Your goal ->
Give only the number of lines in the data that include the string "with".

________________

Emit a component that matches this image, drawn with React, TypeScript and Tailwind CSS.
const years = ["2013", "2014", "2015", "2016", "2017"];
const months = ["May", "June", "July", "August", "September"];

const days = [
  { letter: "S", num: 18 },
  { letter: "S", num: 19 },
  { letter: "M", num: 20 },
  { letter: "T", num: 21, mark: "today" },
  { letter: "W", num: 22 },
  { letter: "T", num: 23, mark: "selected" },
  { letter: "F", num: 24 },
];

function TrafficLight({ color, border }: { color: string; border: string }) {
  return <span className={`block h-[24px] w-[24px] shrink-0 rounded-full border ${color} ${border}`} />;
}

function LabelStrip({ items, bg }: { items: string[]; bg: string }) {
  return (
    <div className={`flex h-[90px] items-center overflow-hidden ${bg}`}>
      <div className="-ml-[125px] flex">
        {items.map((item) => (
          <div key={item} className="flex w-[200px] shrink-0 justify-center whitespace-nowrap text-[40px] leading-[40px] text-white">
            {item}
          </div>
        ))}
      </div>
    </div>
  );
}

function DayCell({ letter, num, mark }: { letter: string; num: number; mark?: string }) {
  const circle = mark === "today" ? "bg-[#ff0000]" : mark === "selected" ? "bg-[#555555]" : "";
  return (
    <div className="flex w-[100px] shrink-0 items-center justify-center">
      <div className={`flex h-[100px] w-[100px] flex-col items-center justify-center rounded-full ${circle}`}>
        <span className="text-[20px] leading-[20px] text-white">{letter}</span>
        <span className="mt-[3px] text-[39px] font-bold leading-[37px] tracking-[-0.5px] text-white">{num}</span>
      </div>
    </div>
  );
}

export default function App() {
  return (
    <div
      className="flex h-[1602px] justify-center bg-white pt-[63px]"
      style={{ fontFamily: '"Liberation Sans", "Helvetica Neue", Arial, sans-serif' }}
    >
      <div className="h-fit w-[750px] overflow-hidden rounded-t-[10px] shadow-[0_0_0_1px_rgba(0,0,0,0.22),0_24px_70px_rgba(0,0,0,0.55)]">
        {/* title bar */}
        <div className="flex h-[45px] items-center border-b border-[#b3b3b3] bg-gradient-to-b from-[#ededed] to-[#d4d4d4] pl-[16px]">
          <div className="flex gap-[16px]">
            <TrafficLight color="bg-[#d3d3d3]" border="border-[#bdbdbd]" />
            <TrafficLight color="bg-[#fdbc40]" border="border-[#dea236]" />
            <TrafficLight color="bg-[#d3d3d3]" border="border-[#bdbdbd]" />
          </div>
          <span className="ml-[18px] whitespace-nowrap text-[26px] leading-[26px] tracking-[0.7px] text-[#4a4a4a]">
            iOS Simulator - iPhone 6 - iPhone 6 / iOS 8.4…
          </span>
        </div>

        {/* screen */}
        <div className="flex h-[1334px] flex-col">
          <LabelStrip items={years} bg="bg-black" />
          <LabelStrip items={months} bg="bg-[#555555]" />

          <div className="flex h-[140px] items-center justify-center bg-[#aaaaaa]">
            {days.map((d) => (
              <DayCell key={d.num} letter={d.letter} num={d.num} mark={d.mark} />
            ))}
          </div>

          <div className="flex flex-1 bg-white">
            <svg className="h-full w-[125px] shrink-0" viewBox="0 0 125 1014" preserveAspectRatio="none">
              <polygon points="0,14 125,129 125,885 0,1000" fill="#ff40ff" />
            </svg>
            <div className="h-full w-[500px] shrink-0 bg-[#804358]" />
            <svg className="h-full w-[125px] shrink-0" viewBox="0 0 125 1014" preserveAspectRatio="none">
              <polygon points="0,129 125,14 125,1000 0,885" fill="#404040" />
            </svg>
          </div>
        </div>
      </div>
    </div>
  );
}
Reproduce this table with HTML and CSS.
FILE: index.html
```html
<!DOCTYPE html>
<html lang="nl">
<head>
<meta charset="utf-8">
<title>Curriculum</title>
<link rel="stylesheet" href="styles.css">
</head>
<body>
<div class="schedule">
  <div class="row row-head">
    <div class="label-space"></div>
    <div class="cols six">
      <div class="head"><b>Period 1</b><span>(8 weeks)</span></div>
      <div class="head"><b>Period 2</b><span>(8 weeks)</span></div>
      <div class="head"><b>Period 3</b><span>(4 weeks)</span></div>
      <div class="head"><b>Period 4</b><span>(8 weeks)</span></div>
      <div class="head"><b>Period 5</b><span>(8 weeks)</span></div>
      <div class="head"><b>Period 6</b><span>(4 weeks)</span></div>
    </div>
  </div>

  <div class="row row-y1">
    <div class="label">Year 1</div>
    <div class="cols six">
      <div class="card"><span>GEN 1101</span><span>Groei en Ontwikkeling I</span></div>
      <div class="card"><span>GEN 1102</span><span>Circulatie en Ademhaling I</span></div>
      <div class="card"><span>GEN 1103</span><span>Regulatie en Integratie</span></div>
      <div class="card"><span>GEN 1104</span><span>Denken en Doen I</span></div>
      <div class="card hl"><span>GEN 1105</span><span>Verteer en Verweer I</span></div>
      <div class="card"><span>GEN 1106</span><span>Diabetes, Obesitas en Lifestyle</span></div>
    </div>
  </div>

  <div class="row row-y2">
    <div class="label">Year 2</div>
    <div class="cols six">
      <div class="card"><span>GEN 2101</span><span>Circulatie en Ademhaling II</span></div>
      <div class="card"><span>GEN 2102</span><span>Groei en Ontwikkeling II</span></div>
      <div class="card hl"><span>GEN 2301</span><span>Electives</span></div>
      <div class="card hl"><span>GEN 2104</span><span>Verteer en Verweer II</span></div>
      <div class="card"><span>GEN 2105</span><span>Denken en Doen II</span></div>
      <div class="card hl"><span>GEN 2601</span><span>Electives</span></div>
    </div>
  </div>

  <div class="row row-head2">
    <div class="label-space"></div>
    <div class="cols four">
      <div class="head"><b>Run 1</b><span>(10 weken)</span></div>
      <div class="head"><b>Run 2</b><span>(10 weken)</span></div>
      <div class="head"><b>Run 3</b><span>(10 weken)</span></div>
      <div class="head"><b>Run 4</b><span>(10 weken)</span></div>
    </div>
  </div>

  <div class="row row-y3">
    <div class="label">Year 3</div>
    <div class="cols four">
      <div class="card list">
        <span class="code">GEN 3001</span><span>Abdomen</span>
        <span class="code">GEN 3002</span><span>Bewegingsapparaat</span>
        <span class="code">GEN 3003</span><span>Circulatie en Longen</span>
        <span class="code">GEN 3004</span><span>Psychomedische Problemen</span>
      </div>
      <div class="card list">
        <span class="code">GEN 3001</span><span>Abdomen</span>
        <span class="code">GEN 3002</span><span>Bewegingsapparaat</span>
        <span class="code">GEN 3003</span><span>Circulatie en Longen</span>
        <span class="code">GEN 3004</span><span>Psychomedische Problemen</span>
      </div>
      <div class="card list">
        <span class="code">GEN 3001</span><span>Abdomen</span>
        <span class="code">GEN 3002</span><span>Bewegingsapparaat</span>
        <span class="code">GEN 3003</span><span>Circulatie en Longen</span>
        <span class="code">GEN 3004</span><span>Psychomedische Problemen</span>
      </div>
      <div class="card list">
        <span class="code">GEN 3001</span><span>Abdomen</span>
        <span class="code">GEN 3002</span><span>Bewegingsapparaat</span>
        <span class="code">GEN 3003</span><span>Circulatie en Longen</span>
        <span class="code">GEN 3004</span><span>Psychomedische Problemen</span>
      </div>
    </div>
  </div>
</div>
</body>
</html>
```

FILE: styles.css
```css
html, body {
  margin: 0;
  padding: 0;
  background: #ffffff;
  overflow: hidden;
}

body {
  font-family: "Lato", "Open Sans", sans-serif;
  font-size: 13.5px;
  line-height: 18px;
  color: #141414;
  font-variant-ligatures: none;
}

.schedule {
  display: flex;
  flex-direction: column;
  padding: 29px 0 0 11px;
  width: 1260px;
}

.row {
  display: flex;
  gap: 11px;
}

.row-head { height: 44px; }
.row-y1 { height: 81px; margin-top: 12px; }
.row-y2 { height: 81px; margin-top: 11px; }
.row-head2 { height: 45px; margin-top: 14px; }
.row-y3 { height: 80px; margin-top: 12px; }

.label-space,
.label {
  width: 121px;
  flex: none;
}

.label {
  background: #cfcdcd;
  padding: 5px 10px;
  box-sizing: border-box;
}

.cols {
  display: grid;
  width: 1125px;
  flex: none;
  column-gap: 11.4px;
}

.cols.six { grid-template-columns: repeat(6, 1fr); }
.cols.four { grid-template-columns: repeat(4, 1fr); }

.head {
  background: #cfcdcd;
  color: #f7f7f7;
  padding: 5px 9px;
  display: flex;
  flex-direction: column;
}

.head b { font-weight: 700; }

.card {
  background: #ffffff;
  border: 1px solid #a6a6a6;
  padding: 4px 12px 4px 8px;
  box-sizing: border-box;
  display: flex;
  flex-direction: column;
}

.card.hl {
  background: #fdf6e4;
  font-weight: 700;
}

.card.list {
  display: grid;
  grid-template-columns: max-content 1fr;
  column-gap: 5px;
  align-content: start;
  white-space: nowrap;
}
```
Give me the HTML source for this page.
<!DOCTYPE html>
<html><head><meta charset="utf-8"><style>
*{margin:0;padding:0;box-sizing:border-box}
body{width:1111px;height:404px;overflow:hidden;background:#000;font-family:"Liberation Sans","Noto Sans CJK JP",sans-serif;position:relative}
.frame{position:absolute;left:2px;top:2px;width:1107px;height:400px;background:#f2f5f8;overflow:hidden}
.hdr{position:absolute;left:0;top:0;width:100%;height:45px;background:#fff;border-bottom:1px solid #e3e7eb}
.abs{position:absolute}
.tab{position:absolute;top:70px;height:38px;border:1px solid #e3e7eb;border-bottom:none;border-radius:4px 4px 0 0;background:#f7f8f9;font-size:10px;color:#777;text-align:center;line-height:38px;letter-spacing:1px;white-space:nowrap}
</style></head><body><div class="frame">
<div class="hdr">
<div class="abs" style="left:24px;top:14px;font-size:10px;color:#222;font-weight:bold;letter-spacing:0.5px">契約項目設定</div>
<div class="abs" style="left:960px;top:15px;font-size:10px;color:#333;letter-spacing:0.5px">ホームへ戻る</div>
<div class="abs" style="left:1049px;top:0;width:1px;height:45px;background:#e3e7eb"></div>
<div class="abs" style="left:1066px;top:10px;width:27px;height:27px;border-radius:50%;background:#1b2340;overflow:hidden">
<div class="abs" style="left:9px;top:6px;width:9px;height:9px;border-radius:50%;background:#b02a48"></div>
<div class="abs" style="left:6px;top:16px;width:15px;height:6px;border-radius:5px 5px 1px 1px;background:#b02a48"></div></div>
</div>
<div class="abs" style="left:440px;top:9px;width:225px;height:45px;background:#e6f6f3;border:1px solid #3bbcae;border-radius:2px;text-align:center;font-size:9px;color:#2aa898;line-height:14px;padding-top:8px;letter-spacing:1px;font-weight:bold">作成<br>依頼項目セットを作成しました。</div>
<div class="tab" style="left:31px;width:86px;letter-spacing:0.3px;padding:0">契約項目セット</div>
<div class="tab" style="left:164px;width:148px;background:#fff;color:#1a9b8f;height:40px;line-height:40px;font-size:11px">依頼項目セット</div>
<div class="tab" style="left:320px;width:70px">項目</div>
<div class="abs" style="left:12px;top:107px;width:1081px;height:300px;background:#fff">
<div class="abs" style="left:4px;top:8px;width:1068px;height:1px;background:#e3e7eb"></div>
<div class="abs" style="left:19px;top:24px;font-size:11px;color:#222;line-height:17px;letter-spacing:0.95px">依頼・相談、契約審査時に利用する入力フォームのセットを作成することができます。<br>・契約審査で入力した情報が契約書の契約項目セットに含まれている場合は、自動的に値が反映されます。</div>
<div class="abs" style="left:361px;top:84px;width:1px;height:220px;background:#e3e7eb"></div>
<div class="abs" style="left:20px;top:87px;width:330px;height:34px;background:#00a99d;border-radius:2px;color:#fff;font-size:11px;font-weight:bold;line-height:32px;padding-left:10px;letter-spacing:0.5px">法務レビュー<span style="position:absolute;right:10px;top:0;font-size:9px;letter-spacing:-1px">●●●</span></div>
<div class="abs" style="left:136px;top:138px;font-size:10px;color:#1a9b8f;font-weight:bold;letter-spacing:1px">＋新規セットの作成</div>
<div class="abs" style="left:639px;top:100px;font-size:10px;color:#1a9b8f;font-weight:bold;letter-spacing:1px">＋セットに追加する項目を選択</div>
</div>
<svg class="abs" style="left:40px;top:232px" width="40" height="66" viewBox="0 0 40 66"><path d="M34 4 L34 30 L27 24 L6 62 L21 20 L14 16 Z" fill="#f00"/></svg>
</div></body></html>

________________

Response to the exercise ->
2